RAW RECORDS:
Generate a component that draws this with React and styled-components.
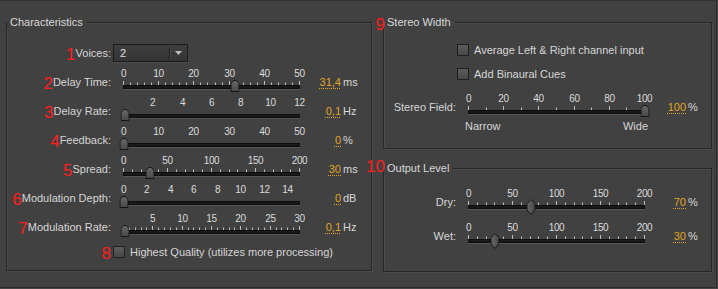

---

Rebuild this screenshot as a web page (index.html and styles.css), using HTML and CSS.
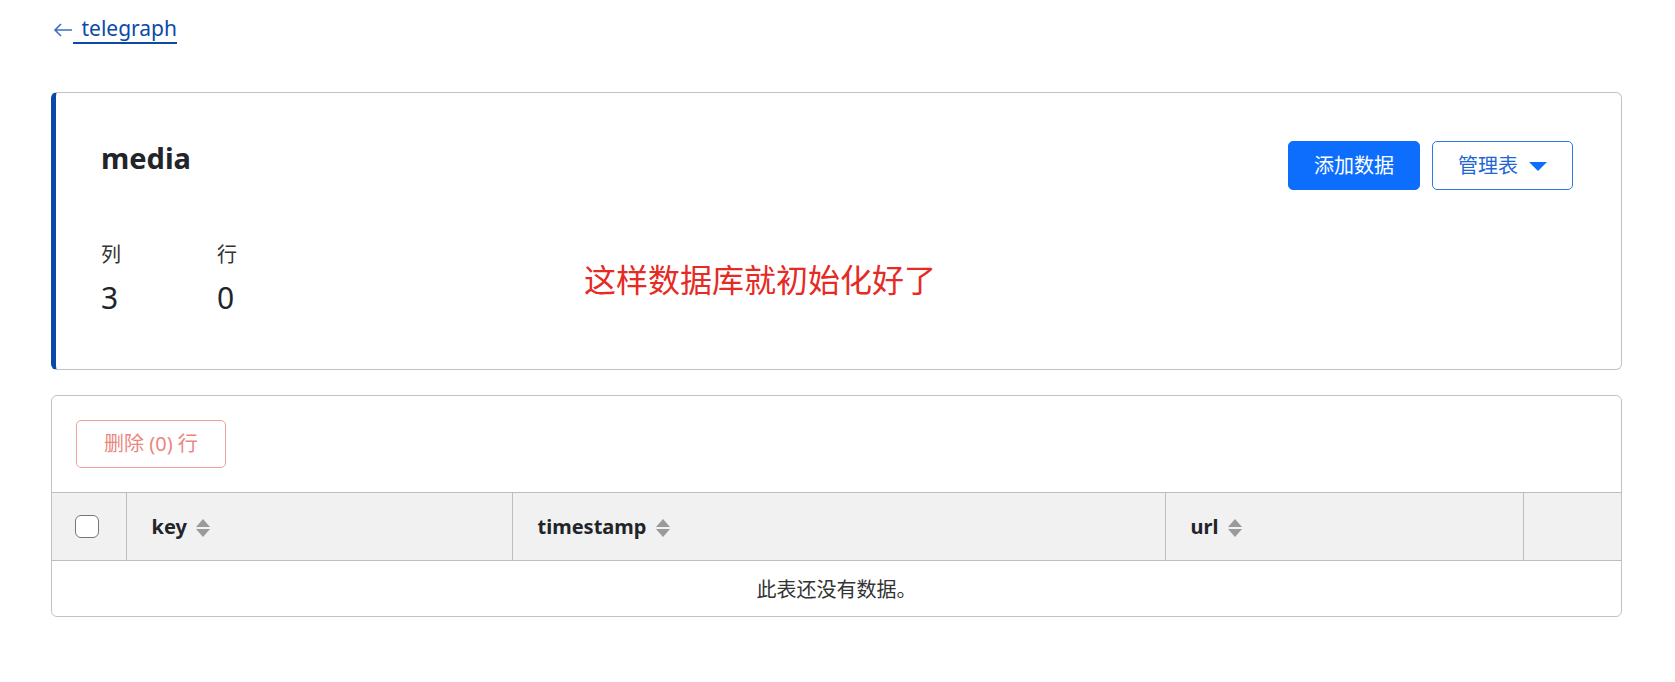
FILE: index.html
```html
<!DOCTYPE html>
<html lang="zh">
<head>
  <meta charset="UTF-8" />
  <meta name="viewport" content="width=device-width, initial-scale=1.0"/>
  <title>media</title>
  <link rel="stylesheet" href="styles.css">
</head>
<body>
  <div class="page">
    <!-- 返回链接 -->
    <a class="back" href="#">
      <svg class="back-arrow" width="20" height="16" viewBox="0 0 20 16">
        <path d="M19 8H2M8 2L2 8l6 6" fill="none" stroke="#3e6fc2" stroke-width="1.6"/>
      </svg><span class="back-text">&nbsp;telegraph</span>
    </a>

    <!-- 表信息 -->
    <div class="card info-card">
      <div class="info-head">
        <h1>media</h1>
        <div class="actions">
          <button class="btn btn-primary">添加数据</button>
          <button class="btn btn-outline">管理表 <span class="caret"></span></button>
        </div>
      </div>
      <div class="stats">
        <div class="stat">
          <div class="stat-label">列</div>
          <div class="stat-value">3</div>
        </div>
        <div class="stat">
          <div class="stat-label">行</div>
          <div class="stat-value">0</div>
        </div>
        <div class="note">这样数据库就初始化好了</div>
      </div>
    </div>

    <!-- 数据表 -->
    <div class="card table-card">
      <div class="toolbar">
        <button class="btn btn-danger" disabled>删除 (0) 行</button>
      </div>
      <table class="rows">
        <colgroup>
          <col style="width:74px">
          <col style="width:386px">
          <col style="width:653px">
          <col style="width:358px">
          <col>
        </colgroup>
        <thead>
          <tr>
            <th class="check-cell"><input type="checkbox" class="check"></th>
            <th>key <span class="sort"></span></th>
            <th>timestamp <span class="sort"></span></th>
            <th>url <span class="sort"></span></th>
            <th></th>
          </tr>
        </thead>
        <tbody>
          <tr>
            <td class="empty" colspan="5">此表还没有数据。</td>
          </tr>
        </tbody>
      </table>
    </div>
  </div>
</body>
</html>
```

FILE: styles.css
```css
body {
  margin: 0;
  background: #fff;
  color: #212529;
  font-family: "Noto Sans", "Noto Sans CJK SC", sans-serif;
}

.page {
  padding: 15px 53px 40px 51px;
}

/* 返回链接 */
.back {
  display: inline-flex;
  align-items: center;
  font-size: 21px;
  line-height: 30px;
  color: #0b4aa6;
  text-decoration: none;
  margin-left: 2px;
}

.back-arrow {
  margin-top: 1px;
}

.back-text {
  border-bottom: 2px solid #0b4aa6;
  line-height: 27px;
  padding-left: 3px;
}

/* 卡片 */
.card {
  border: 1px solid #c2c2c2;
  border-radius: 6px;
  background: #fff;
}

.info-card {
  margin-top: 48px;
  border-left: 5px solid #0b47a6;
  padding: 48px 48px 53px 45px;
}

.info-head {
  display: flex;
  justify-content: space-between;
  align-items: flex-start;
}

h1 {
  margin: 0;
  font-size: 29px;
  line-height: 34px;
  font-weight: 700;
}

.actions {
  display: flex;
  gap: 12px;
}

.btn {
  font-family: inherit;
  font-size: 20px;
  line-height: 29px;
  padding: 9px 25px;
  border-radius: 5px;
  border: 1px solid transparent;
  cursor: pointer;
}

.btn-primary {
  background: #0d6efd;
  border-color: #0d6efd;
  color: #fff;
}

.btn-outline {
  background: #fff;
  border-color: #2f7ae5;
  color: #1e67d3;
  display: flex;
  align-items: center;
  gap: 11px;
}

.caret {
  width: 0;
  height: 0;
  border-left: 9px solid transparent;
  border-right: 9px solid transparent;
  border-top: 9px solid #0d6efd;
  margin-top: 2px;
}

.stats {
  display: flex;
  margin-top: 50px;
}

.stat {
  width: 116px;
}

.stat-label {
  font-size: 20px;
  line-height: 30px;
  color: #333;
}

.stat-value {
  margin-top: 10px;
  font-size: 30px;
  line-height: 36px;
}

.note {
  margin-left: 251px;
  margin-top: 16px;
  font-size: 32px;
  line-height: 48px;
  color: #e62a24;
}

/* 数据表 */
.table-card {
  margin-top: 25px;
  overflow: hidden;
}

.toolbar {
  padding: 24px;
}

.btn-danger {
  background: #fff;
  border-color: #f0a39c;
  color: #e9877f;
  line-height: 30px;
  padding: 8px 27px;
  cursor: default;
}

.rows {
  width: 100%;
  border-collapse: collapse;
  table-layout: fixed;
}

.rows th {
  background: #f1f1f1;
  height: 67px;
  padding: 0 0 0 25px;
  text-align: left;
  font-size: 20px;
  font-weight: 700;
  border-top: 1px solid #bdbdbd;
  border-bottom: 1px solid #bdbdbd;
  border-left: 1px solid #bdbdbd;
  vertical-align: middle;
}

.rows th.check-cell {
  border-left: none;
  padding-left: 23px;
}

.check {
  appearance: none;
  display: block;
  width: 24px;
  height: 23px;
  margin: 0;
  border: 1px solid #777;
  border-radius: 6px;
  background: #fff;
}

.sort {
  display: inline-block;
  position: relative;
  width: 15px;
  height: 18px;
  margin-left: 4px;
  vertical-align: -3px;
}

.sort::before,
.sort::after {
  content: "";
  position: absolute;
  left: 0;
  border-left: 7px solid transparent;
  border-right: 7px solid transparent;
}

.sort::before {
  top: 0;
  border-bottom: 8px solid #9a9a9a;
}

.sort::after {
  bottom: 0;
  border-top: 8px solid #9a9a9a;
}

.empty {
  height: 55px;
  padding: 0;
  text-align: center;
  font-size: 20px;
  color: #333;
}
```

...

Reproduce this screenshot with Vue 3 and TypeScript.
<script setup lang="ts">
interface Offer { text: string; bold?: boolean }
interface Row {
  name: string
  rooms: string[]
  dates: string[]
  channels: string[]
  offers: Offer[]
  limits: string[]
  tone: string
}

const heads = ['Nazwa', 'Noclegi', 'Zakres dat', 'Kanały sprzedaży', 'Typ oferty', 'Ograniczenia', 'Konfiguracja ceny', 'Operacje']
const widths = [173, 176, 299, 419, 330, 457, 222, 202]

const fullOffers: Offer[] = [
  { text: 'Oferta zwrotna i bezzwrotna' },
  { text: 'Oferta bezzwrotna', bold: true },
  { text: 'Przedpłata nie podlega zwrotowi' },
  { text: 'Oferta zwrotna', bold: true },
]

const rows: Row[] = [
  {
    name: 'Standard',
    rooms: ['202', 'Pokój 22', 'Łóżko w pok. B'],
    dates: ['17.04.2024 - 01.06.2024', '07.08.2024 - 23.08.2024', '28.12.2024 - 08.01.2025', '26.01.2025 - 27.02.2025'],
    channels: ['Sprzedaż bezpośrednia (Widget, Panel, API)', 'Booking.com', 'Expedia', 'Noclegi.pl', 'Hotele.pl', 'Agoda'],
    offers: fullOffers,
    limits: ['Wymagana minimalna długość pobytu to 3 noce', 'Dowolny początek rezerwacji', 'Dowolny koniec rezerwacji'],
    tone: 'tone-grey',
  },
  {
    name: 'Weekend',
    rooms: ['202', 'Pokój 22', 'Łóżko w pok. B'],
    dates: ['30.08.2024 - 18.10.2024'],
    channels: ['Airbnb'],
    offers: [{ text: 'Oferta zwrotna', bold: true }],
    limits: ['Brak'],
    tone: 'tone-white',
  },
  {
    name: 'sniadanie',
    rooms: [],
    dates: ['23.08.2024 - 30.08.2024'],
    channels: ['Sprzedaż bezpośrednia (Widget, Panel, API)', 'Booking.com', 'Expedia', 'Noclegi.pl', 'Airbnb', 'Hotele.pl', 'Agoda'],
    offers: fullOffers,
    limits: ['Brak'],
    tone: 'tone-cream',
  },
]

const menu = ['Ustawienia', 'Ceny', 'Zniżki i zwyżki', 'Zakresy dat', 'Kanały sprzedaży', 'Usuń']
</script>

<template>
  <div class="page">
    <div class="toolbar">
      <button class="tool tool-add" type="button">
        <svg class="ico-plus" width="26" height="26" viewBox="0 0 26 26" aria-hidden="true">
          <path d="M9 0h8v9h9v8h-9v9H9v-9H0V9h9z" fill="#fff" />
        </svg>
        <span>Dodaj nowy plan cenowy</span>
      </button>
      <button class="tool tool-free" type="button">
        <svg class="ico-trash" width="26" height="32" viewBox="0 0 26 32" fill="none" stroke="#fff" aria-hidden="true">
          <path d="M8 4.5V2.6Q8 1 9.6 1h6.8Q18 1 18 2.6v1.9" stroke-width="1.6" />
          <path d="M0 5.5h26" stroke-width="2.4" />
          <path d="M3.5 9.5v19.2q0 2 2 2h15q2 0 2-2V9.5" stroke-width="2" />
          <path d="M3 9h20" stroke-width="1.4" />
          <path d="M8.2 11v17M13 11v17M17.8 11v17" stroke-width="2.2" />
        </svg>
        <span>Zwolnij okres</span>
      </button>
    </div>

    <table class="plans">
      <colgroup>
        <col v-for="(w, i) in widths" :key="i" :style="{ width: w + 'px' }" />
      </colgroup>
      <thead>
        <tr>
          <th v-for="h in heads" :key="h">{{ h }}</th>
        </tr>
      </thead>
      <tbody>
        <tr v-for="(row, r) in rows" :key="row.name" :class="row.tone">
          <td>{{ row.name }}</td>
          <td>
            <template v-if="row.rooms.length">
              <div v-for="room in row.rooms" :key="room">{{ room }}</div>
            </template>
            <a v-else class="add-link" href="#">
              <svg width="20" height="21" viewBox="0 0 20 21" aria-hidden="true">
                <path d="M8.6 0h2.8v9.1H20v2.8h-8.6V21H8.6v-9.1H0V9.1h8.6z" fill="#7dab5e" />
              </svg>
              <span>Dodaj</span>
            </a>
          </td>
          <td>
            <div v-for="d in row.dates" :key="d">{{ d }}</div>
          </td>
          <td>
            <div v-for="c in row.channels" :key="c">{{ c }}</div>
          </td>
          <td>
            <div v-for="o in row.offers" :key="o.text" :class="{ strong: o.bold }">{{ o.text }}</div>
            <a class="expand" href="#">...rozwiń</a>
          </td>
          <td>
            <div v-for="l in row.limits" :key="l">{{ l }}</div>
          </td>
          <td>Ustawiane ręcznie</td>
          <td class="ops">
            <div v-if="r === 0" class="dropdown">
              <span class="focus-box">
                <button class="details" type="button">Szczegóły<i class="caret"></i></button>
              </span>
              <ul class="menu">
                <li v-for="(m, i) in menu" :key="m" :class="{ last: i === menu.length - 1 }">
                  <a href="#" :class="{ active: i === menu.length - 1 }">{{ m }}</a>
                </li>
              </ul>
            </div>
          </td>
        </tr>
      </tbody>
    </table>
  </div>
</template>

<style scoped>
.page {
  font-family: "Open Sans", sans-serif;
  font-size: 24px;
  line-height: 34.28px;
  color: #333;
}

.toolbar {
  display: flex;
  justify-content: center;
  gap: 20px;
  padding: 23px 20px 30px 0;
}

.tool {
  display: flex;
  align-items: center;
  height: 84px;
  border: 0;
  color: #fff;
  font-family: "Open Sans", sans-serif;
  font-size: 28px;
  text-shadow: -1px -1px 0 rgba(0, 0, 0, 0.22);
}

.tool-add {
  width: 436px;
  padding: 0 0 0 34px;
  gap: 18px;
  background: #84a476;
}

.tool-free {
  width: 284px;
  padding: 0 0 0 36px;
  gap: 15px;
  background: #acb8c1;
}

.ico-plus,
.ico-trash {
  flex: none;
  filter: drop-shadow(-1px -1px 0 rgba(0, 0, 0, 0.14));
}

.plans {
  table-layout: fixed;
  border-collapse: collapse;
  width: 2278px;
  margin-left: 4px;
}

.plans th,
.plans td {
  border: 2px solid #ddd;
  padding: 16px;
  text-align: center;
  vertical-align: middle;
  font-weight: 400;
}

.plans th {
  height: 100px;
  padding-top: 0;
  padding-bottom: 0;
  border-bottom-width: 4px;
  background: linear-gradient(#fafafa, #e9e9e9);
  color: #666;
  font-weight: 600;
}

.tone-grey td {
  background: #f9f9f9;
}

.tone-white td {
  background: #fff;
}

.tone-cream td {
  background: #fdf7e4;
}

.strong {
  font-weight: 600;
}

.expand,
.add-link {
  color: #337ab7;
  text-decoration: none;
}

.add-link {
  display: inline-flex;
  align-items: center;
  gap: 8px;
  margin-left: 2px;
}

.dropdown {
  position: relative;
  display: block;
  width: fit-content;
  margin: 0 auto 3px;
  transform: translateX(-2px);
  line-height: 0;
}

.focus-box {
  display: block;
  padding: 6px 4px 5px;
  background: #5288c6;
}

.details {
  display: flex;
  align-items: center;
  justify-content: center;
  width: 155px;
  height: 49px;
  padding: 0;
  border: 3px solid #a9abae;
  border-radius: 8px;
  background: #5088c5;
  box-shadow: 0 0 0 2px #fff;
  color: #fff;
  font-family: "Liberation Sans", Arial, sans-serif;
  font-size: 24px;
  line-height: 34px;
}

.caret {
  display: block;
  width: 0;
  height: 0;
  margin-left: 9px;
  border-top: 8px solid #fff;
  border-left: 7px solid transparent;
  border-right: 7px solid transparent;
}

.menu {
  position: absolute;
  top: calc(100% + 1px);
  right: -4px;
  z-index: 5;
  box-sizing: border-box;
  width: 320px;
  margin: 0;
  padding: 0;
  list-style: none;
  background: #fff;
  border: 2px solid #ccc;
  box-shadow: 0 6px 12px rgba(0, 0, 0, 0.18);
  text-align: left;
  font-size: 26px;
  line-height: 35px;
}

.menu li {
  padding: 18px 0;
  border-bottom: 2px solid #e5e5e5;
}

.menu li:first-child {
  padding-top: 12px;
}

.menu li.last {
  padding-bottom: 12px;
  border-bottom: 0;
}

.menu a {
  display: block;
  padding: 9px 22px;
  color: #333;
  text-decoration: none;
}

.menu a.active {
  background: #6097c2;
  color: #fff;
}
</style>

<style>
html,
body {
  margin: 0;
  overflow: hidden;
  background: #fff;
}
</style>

GIVEN EXERCISE:
Pick out the lines containing the word "this" and show them.

FINAL ANSWER:
Generate a component that draws this with React and styled-components.
Rebuild this screenshot as a web page (index.html and styles.css), using HTML and CSS.
Reproduce this screenshot with Vue 3 and TypeScript.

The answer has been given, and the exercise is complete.